Selected Recent Research Topics

Data privacy and synthetic data

It has been widely accepted that anonymization is insufficient in protecting privacy. The concerns about data privacy have grown significantly, particularly with the advancement of computer science technology and the rise in data generated by individuals and tech companies. As concerns about data privacy continue to grow, differential privacy (DP) has emerged as a fundamental concept that aims to guarantee privacy by ensuring individuals' indistinguishability in data analysis. Our recent research projects include minimax analysis on Gaussian DP,, DP goodness-of-fit test for continuous variables, and evaluation measures for synthetic data.

Compositional data analysis

Compositional data, such as human gut microbiomes, consist of non-negative variables whose only the relative values to other variables are available. Analyzing compositional data such as human gut microbiomes needs a careful treatment of the geometry of the data. A common geometrical understanding of compositional data is via a regular simplex. Majority of existing approaches rely on a log-ratio or power transformations to overcome the innate simplicial geometry. In this work, based on the key observation that a compositional data vector exists in a projective space, a new mapping from a simplex to the positive orthant of a sphere is considered. The intrinsic domain of compositional data analysis is then expanded to a unit sphere, modulo a discrete group action. This expansion makes the traditional directional statistics immediately applicable to compositional data by employing the group-invariance principle. A main contribution of this work that needs more intricate development is the construction of Reproducing Kernel Hilbert Space (RKHS) for compositional data analysis. Utilizing the theory of spherical harmonics, we show that there is a reproducing kernel existing in a function space on the compositional domain, which will wide open numerous possibilities.

Functional data analysis

Functional linear discriminant analysis offers a simple yet efficient method for classification, with the possibility of achieving a perfect classification. Several methods are proposed in the literature that mostly address the dimensionality of the problem. On the other hand, there is a growing interest in interpretability of the analysis, which favors a simple and sparse solution. In this work, we propose a new approach that incorporates a type of sparsity that identifies non- zero sub-domains in the functional setting, offering a solution that is easier to interpret without compromising performance. With the need to embed additional constraints in the solution, we reformulate the functional linear discriminant analysis as a regularization problem with an ap- propriate penalty. Inspired by the success of L1-type regularization at inducing zero coefficients for scalar variables, we develop a new regularization method for functional linear discriminant analysis that incorporates an L1-type penalty, to induce zero regions.

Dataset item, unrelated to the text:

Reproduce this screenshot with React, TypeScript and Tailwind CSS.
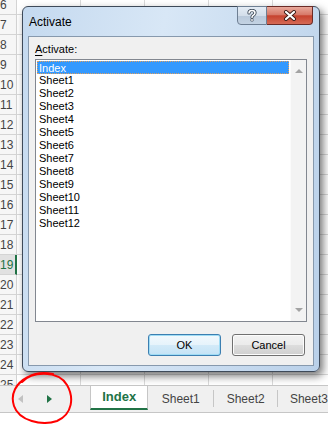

We demonstrate that our formulation has a well-defined solution that contains zero regions, achieving a functional sparsity in the sense of domain selection. In addition, the misclassification probability of the regularized solution is shown to converge to the Bayes error if the data are Gaussian. Our method does not presume that the underlying function has zero regions in the domain, but produces a sparse estimator that consistently estimates the true function whether or not the latter is sparse. Numerical comparisons with existing methods demonstrate this property in finite samples with both simulated and real data examples.

High-dimensional asymptotics

Data piling refers to the phenomenon that training data vectors from each class project to a single point for classification. While this interesting phenomenon has been a key to understanding many distinctive properties of high-dimensional discrimination, the theoretical underpinning of data piling is far from properly established. In this work, high-dimensional asymptotics of data piling is investigated under a spiked covariance model, which reveals its close connection to the well-known ridged linear classifier. In particular, by projecting the ridge discriminant vector onto the subspace spanned by the leading sample principal component directions and the maximal data piling vector, we show that a negatively ridged discriminant vector can asymptotically achieve data piling of independent test data, essentially yielding a perfect classification. The second data piling direction is obtained purely from training data and shown to have a maximal property. Furthermore, asymptotic perfect classification occurs only along the second data piling direction.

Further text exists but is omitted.